Deep Thinking: Embrace It, but Don’t Chase It
Half an hour ago I left the house to go on a run, in search of the evasive blog post topic that had been sticking its tongue out at me for much of the morning.
Unfortunately, all I could think of at first was “the runner’s high.”
I have yet to experience “the runner’s high.” I’ve experienced “the runner’s ‘why oh why?’” and “the runner’s ‘I’m going to cry’” and “the runner’s ‘I think I’m going to die.’” But never “the runner’s high” — not yet, at least.

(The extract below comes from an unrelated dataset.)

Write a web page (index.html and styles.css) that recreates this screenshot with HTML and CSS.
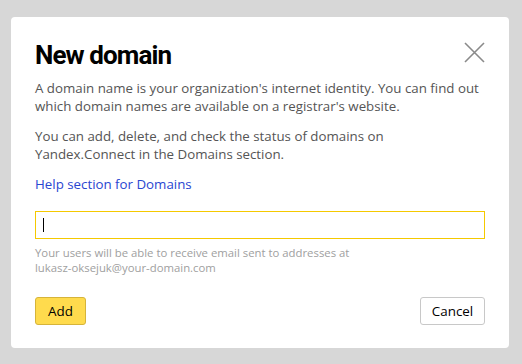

For me, though, running has become one of the psychological, emotional, and even spiritual tools I can harness to clarify the deep thinking I’m so prone to as an introvert. It’s an intentional activity I can count on to come through for me when my thoughts just aren’t coming through quite right. There’s something about the change of scenery and the physicality that cleanses the mental mess every time and sets the stage for answers.
That’s exactly what happened just now. For at the very end of my run, when I, ahem, kicked it down to the finish, it occurred to me: “I think I’ll write about thinking <pant, gasp>. Especially since thinking and reflection <huff, puff> are such an important part <cough, spit> of every introvert’s existence and well-being.”
It’s too easy for us introverts to fight ourselves when it comes to thinking. We don’t fight thinking per se; I’m not sure we’re actually capable of that. But we’re susceptible to digging in our heels and bullishly thinking about something, without moving, for hours even when the only result is muck. It’s our equivalent of stubbornly holding our breath until we turn blue in the face, just to prove we can.
We don’t need to change our propensity to think deeply. That’s something for us to embrace, not face. Sometimes, though, we need to intentionally change when we’re thinking, or where, or even what we’re thinking about and how. We might need to table something for an hour, do something completely different, perhaps even bring someone else into our thinking instead of going it alone. We need to do something to give ourselves the temporary control-alt-delete we need to clear the psychological air and begin anew.
Whenever I’m stuck on a clue in The New York Times Sunday crossword puzzle, I walk away for a while. Inevitably when I return to the clue a few hours later, the answer comes to me. Not because I gave up on thinking about it, but because I gave up on the way I was thinking about it.
Sometimes we have to walk away for a while in the rest of life, too. Or in my case run, trusting that “the runner’s high” will show up in the form of … a blog post topic.